Ему сказали, что Ньяти погиб, только после того, как он провел в сознании два дня. Погибли Ньяти и Дэвид Эдер.

— Бенни, они думали, ты не выживешь, — говорила Алекса, слезы капали на простыню. Она крепко держала его за левую руку — за ту, которая была относительно целой. — Ты дважды был на грани смерти… Сказали, в тебе не осталось крови. Вообще.

Две пули в правой ноге, одна в правом предплечье, в плече, в левом запястье, две пули прошили ребра и правое легкое. Но все со временем наладится. Хирург предупредил, что ему придется разрабатывать конечности. Несколько лет. Он пролежал в коме шестнадцать дней. А Гриссел подумал: самые легкие шестнадцать дней без спиртного, которые он может приписать к своему счету.

На кровать присел Клуте:

— Си-эн-эн, Би-би-си, «Скай ньюс» и «Нью-Йорк таймс» просят тебя об интервью, Бенни. Ты как, согласен?

— Нет.

Суперинтендент Мари-Каролин Обер позвонила ему из Лиона. Она выразила соболезнования по поводу гибели его коллеги. Поздравила его с арестом Курадо. Сказала, что тот, кого он застрелил, был единственным французом в группе, неким Романом Пуате. Остальные, кого удалось опознать, оказались выходцами из стран Восточной Европы. И все они в прошлом служили во Французском Иностранном легионе.

— Мы сейчас пытаемся разыскать их. Благодаря вашей отличной работе есть надежда на успех.

Его навестила и Жанетте Лау, владелица «Бронежилета». Он рассказал ей все.

Алекса приходила каждый день, утром, днем и вечером. Приезжала Карла. Фриц. Его коллеги. Доктор Баркхёйзен. Его друзья из группы «Ржавчина». И один раз — Лиза Бекман.

— Жаль, что с концертом ничего не вышло, — сказал Бенни.

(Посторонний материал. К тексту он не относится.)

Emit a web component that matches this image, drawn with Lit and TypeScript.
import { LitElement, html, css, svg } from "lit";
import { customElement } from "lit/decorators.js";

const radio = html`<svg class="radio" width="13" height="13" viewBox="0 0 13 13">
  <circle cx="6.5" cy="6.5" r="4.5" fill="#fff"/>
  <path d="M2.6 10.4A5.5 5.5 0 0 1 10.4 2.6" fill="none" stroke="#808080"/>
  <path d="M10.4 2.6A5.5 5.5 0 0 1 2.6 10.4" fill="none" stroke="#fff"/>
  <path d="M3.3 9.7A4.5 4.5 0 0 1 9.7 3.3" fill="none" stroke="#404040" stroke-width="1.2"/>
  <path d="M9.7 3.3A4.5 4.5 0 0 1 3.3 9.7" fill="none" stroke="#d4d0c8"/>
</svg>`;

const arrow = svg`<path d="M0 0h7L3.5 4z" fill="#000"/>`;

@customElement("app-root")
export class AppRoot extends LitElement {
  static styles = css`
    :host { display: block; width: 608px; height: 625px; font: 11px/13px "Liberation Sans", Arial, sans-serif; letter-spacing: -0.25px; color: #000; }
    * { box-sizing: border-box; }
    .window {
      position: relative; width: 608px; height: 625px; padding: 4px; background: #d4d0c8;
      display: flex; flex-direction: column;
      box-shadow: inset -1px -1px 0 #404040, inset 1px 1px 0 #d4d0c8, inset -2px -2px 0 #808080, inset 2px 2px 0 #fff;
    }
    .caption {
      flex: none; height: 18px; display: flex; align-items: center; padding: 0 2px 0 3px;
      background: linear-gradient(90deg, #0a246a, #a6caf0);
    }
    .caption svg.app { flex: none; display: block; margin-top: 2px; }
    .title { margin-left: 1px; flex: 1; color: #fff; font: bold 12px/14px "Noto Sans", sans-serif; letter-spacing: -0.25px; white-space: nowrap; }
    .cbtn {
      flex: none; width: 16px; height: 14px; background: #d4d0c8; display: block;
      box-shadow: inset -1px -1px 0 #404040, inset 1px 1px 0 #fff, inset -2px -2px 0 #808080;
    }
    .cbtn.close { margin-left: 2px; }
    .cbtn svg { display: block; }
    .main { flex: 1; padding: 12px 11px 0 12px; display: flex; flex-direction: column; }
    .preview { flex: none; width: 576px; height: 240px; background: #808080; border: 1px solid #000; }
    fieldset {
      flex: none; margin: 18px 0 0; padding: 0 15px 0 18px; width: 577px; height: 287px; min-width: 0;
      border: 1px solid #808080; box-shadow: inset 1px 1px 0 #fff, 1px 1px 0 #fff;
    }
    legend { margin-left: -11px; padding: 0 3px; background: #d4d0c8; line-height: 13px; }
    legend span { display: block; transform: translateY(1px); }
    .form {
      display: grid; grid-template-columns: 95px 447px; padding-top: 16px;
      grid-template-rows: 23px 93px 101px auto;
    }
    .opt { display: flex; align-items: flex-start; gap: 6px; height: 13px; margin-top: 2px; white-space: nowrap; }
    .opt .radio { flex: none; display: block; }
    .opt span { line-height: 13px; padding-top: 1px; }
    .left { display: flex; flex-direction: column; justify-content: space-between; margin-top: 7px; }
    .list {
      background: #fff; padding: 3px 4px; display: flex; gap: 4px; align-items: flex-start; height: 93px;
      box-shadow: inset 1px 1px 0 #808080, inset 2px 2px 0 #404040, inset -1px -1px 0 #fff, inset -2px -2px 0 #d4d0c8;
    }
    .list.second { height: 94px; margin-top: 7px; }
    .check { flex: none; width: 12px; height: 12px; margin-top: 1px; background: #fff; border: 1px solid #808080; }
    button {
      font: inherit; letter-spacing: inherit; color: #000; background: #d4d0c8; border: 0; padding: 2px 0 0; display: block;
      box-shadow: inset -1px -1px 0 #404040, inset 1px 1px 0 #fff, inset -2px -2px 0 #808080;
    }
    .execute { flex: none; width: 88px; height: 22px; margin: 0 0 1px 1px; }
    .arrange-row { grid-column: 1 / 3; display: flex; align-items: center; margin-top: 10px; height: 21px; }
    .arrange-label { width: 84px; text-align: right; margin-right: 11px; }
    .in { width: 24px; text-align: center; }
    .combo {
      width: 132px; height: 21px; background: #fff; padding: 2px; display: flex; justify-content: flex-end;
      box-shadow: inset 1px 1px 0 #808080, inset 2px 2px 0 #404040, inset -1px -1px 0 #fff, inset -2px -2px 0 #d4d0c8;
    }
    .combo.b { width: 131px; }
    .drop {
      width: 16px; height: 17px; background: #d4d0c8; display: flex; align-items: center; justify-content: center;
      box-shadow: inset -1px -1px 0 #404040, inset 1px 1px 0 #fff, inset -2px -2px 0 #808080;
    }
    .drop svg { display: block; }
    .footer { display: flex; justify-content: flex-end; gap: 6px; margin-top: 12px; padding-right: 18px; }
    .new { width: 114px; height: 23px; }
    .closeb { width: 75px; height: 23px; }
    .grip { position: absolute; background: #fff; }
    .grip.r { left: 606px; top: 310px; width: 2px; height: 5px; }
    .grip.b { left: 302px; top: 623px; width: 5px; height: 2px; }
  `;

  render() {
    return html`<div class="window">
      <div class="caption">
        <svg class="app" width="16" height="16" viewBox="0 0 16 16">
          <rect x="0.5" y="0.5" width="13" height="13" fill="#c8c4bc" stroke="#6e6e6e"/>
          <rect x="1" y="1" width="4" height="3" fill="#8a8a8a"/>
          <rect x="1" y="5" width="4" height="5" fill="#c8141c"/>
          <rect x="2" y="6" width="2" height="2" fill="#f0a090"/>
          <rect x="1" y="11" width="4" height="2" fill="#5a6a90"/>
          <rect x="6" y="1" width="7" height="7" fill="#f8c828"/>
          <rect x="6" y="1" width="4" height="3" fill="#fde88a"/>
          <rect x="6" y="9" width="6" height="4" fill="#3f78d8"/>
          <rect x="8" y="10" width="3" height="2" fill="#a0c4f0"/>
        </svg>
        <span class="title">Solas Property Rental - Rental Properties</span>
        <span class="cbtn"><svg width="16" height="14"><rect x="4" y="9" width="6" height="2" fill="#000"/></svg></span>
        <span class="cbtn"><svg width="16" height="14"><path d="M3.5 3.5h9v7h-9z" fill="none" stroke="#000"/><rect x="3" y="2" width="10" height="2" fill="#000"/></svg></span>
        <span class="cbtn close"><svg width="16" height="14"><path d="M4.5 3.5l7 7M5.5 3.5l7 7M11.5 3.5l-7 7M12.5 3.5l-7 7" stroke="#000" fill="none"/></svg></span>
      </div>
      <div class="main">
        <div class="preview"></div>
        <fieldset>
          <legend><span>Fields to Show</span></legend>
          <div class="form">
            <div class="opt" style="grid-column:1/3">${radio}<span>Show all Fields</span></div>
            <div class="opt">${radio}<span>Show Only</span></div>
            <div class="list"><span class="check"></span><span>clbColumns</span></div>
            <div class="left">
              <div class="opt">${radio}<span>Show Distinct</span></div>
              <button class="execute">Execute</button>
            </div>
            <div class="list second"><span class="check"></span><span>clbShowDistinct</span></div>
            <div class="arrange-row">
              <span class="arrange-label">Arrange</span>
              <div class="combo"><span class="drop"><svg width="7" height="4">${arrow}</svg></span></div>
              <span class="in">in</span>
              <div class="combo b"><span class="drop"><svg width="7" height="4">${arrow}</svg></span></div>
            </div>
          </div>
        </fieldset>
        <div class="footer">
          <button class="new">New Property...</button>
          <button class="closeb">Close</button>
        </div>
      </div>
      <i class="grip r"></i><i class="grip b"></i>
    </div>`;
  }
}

— Не последний, — отмахнулась она. — Вы, главное, выздоравливайте.

В больнице он много думал. Когда Алекса приехала, чтобы забрать его домой, он был готов.

Усталый и слабый, он лежал на широкой кровати в их с Алексой спальне. Набравшись духу, попросил:

— Сядь сюда, пожалуйста. Я кое о чем хотел с тобой поговорить.

Она села, на ее лице появилось озабоченное выражение.

— Я очень тебя люблю, — начал Гриссел.